Sunday, December 20, 2009

CHARACTER DEVELOPMENT

I’ve known Carole since 1986. By now she has several years of development behind her. Going through my notes recently I found her in tears a lot, seeking sympathy, being misunderstood or not heard. Geez, I thought, what a whiner. Who’d want to read about her? I could hardly stand to be around her myself for the months, years it takes to write a novel. Fortunately, through the accumulation of notes, she has grown and developed – through situations that will never make it into the novel – as surely as if she had lived them. She is older now, with the concerns and problems of a more mature woman. I did not create her this way – it is as if in those years in the file cabinet, while I was doing other things, she grew up on her own.

As I guide Carole through each scenario, I come to know her better, which means I can show more of her. That doesn’t mean I know everything about her. She surprises me sometimes. I can tweak her personality, fine tune her actions, but I certainly don’t know her well enough to control her. She is what she is.

Youngest of three siblings, Carole has a good relationship with her brother, Ben. They were a pair often joined in opposition to their eldest sister Melissa, and remain close. She is a disappointment to her mother, Lila, who believed her daughter to be a musical prodigy and still thinks Carole turned her back on a promising career as – maybe a pianist; I’m not sure yet. Maybe the instrument she plays will never matter. In my head, just now, it came to me that Lila has taken to referring to Diana Krall, as if to remind Carole of what she might have become. Carole was closer to her father than her siblings were – she was more like him in nature, and though she did not share his passion for clocks and cameras she pretended an interest as a way of being close to him. Last of the main characters is cousin Nomi with whom Carole has a rocky relationship. The basis of Nomi’s difficult, even toxic, personality came as another shock to me recently. It seems Nomi was molested. Ssh. Carole doesn’t know anything about this yet.
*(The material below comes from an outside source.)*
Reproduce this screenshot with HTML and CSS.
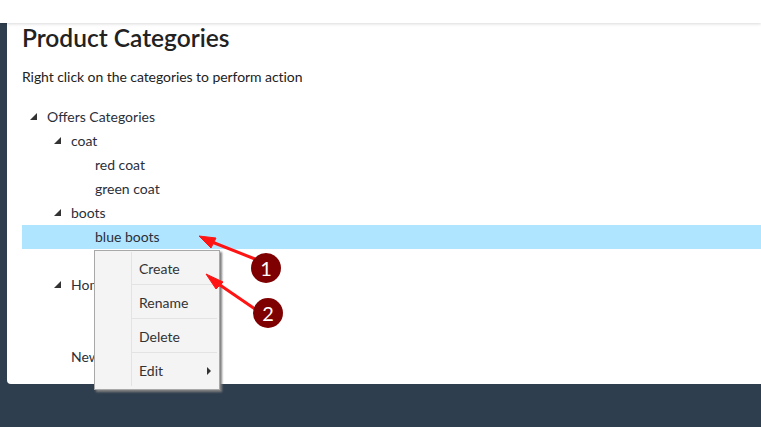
FILE: index.html
```html
<!DOCTYPE html>
<html lang="en">
<head>
    <meta charset="UTF-8">
    <title>Product Categories</title>
    <link rel="stylesheet" href="styles.css">
</head>
<body>
    <div class="topbar"></div>

    <div class="wrapper">
        <div class="panel">
            <h1>Product Categories</h1>
            <p class="hint">Right click on the categories to perform action</p>

            <div class="tree">
                <div class="row depth-0"><span class="toggle"></span>Offers Categories</div>
                <div class="row depth-1"><span class="toggle"></span>coat</div>
                <div class="row depth-2">red coat</div>
                <div class="row depth-2">green coat</div>
                <div class="row depth-1"><span class="toggle"></span>boots</div>
                <div class="row depth-2 selected">blue boots</div>
                <div class="row"></div>
                <div class="row depth-1"><span class="toggle"></span>Home</div>
                <div class="row"></div>
                <div class="row"></div>
                <div class="row depth-1">New</div>
            </div>
        </div>
    </div>

    <!-- Context menu -->
    <div class="menu">
        <div class="menu-item">Create</div>
        <div class="menu-item">Rename</div>
        <div class="menu-item">Delete</div>
        <div class="menu-item">Edit<span class="submenu-arrow"></span></div>
    </div>

    <!-- Callouts drawn over the screenshot -->
    <svg class="callouts" width="761" height="427" viewBox="0 0 761 427">
        <g fill="#ff1414" stroke="#ff1414">
            <path d="M255 259 L212 242" stroke-width="3" fill="none"/>
            <polygon points="199,236 216,238 211,248" stroke-width="1"/>
            <path d="M255 309 L217 283" stroke-width="3" fill="none"/>
            <polygon points="206,274 223,282 216,289" stroke-width="1"/>
        </g>
        <circle cx="266" cy="268" r="15" fill="#7f0000"/>
        <circle cx="268" cy="313" r="15" fill="#7f0000"/>
    </svg>
    <span class="badge badge-one">1</span>
    <span class="badge badge-two">2</span>
</body>
</html>
```

FILE: styles.css
```css
html, body {
    height: 100%;
}

body {
    margin: 0;
    overflow: hidden;
    background-color: #2f3e4e;
    font-family: Lato, "Open Sans", sans-serif;
    font-size: 14px;
    color: #2a2f3a;
}

.topbar {
    position: relative;
    height: 23px;
    background-color: white;
    box-shadow: 0 1px 3px rgba(0,0,0,0.15);
}

.wrapper {
    padding-left: 7px;
}

.panel {
    height: 361px;
    padding-left: 15px;
    background-color: white;
    border-bottom-left-radius: 4px;
}

h1 {
    margin: 0;
    padding-top: 1px;
    font-size: 24.5px;
    line-height: 28px;
    font-weight: 600;
    color: #222222;
}

.hint {
    margin: 0;
    padding-top: 15px;
    line-height: 20px;
    letter-spacing: -0.065px;
    color: #222222;
}

.tree {
    padding-top: 18px;
}

.row {
    position: relative;
    height: 24px;
    line-height: 24px;
}

.depth-0 {
    padding-left: 25px;
}

.depth-1 {
    padding-left: 49px;
}

.depth-2 {
    padding-left: 73px;
}

.selected {
    background-color: #b0e5ff;
}

.toggle {
    position: absolute;
    margin-left: -17px;
    margin-top: 8px;
    width: 0;
    height: 0;
    border-left: 7px solid transparent;
    border-bottom: 7px solid #333333;
}

.menu {
    position: absolute;
    left: 94px;
    top: 250px;
    width: 124px;
    height: 138px;
    background-color: #f4f4f4;
    border: 1px solid #a8a8a8;
    box-shadow: 2px 2px 2px #808080;
}

.menu::before {
    content: "";
    position: absolute;
    left: 36px;
    top: 1px;
    bottom: 3px;
    border-left: 1px solid #e3e3e3;
}

.menu-item {
    position: relative;
    height: 34px;
    line-height: 36px;
    margin: 0 2px 0 37px;
    padding-left: 7px;
    font-size: 14px;
    color: #333333;
    border-bottom: 1px solid #e3e3e3;
    box-sizing: border-box;
}

.menu-item:last-child {
    border-bottom: none;
}

.submenu-arrow {
    position: absolute;
    right: 6px;
    top: 14px;
    width: 0;
    height: 0;
    border-top: 4px solid transparent;
    border-bottom: 4px solid transparent;
    border-left: 4px solid #333333;
}

.callouts {
    position: absolute;
    left: 0;
    top: 0;
}

.badge {
    position: absolute;
    width: 30px;
    text-align: center;
    font-size: 20px;
    line-height: 30px;
    color: white;
}

.badge-one {
    left: 251px;
    top: 253px;
}

.badge-two {
    left: 253px;
    top: 298px;
}
```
As you can see, Carole has an extensive back story with a different relationship with each of her family members. (More on back story later.)

The older sister, Melissa, was at odds with Carole from the moment she was born. As a teenager she maintained the image of the “perfect” child thanks to little sister Carole who was always covering for her. She is still maintaining an image, married to a doctor, living the “perfect” life of a stay-at-home mom of four little boys. Fulfilling Lila’s expectations of the perfect daughter. Except for the alcohol.

Ben, the middle child, developed more slowly as a character. He and Carole were always close. But it was a long time before I realized he was gay. And out of that came one of the key plot points.

Lila their mother, is the wife of a famous photojournalist. She is currently writing a memoir which describes a life that barely resembles what her children remember. Because what do children ever know of their parents’ personal hopes and dreams and disappointments?

A writer has to understand every one of her characters. Sometimes it is the action of a secondary character that creates problems for the main protagonist. If the situation is to be believable, his motives must be believable as well. So he must be just as well thought out as other characters.

Such is Joel, Carole’s soon-to-be ex-husband. He figures only in the first chapter or two, but is an important character in that something in their relationship had to fulfil two requirements: 1) It had to warrant Carole’s actions, and 2) it had to precipitate divorce in what had seemed a solid marriage. I have some familiarity with the Jehovah’s Witnesses through a close friend. The little I’ve ever seen about them – in movies, never in a book – was both misinformed and cliche. And I’ve always wanted to factor some of the truth about their beliefs and lifestyle into my fiction. Nothing distasteful (why is it everyone always wants to make fun without even trying to understand?), but simply to put an unusual twist on an already shocking reason for divorce. I let a number of possibilities simmer on the back burner until I decided it would have to do with something between Joel and Ben. Perhaps Joel’s inability to accept Carole’s continued closeness with her gay brother? But I wasn’t happy with this either. So I left it alone, worked around it – not real writing at this point, only notes. Then just last year, when I got to work in earnest, I turned out the lights one night – I wasn’t thinking about the novel at all – and the solution popped up from – well, who knows where these things come from. What I found scribbled on my notepad in the morning not only made sense in the clear light of day, but solidified a crucial element of the plot and helped clarify these two male characters.

The whole exercise of Joel’s back story would have been easy to avoid. I could have settled for a typical divorce story. It is a small point, and would not have affected the main plot. But if I had let it go, if I hadn’t stuck with Joel, working to give him more depth even though we would hardly see him, I wouldn’t have come up with something that is going to be (I hope) unique. Maybe even daring.

Dalton is a secondary character, even though he is dead before we meet him. That choice was very personal. He was to have been alive, but after my dad passed away there were things I needed to write about – part of the grieving process, I guess. But with just a little reworking of the original idea, Dalton does come to life in family memories.

And then there is Nomi. But this character deserves a page all her own.

1 comment:

  1. Douglas Arthur BrownDecember 23, 2009 at 7:04 PM

    Congratulations on your Blog. I will be reading it faithfully. As well, congratulations on the publication of your upcoming short story collection "Loose Pearls."